--- begin ---

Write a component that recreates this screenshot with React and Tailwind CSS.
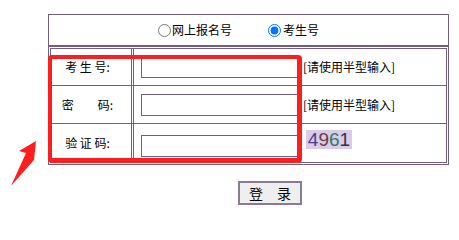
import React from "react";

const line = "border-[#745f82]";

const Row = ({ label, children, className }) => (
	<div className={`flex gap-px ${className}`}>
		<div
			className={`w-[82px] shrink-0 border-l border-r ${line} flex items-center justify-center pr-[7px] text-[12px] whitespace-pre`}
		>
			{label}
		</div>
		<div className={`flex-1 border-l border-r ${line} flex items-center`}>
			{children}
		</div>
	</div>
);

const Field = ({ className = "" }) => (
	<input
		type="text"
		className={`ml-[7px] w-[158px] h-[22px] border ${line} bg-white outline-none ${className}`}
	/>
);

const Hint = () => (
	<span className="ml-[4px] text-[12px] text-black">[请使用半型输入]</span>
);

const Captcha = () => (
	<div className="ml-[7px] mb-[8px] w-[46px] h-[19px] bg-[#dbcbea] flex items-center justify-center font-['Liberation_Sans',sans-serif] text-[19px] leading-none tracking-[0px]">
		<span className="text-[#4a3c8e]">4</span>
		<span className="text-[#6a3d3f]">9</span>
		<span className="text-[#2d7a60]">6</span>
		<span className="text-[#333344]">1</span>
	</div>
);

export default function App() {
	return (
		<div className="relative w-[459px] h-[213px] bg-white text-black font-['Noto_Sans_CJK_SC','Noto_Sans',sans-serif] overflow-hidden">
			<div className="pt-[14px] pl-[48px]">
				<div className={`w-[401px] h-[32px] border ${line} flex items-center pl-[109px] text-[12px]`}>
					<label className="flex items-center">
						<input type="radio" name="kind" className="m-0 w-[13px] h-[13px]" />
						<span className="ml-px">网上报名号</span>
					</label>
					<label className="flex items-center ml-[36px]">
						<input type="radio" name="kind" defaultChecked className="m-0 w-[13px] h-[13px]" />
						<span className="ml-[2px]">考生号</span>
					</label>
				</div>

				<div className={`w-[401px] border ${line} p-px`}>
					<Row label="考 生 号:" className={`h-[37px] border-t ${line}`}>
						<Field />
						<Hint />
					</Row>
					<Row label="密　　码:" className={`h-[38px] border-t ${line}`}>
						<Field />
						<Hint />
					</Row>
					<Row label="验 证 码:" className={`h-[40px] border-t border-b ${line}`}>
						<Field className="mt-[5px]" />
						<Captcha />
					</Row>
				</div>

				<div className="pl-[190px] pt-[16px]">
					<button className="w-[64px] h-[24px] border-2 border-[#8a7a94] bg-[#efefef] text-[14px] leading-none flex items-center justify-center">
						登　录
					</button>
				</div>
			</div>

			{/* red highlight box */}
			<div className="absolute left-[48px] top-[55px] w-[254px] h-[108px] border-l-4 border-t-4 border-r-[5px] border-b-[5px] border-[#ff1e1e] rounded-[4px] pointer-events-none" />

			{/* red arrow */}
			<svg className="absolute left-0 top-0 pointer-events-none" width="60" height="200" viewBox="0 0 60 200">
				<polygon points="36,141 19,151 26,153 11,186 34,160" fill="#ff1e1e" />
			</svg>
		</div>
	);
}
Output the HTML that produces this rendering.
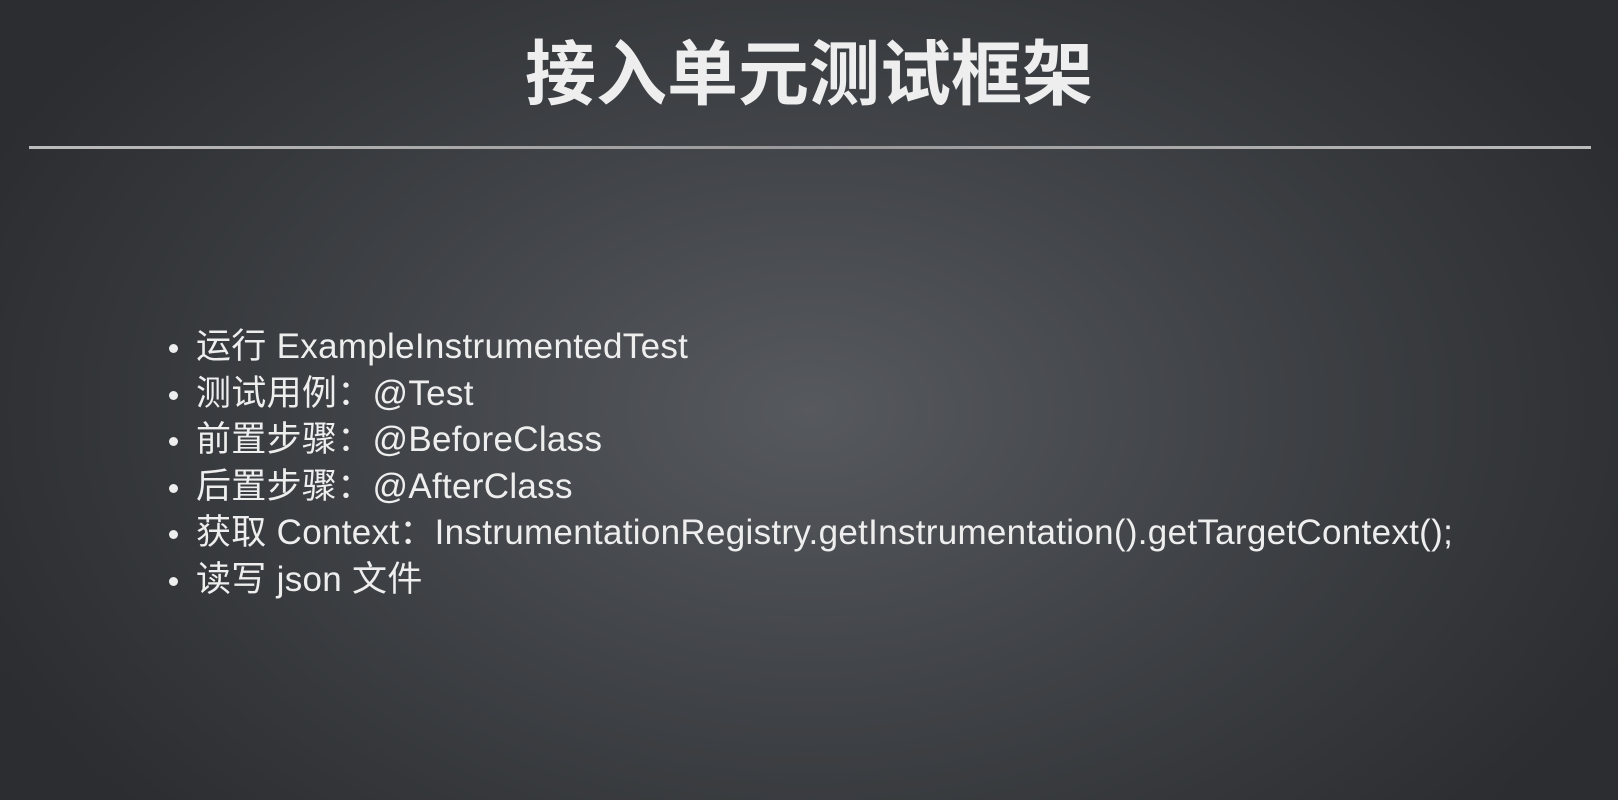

--- end ---

* WHAT IS EXPECTED
Go through the data and count each line that has the word "this", then give the total alone.

* TASK SOLUTION
2